Binless signal matrices are the signal term obtained during normalization. They can also be recomputed at a different base resolution afterwards. Their unit is a fold change with respect to the background. Because sparsity was enforced while estimating the signal, the resulting matrix is nonzero when the signal is statistically significant. The binless signal matrix can be shown with an added decay bias. Such a matrix, which we simply call binless matrix, is visually closer to the raw data, but its unit is a fold change with respect to a background without polymer decay. Finally, binless differences between datasets can be computed, and their unit is a fold change between one dataset and a reference.
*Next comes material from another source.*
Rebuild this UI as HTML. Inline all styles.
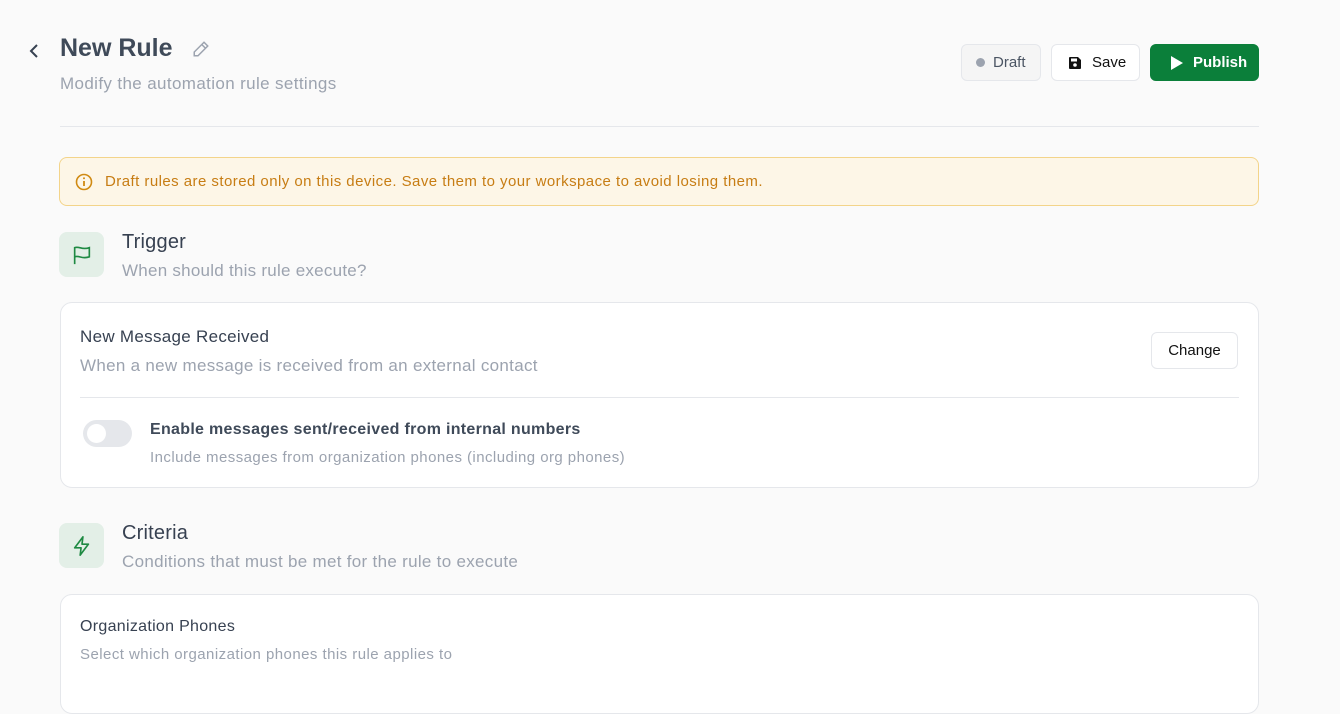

All aforementioned matrices can be grouped (e.g. by condition) to improve the detection sensitivity.
Recommendations. In designing Binless, we attempted to minimize the number of free parameters. Yet, some of them are left to the choice of the user. As a general rule, their choice should not impact the resulting normalization. For example, the number of iterations should be large enough to reach convergence of the algorithm, which can be monitored using diagnostic plots Binless provides. Most importantly, the number of basis functions per kilobase controls the maximum wiggliness of the genomic biases. If it is large, the computational burden is high and the normalization can, for very large datasets, become unstable. If it is too small, the genomic biases will not be estimated properly. We suggest to start with a value of 30 and increase it if necessary. Similarly, for binless detection, the base resolution should be as small as the smallest feature one hopes to detect. Out of computational considerations, we recommend a base resolution of 5kb. Once normalized, the data can be rebinned if necessary.
Figure generation
All data pertaining to datasets used in this article can be found in Sup. Table 2. All data was processed with the TADbit pipeline [46] and binless 0.9.0. Binless takes as input the mapped pair-end reads of each dataset. We used 30 basis functions per kb and a base resolution of 10kb. For subsampling of the data in Sup. Fig. 2, we took a subset of all available reads by drawing the read count from a binomial distribution (coin tossing). Each dataset was then normalized independently, without signal modelling.
Author contributions
Y.G.S. and M.A.M-R. designed the method. Y.G.S. developed the method and analyzed the Hi-C datasets. Y.G.S. and D.C. implemented the package. Y.G.S and M.A.M-R. wrote the manuscript.
Acknowledgements
The authors are grateful to François Le Dily, Guillaume J. Filion, Francesca Di Giovanni, Simon Heath, Emanuele Raineri, François Serra and Enrique Vidal for fruitful discussion.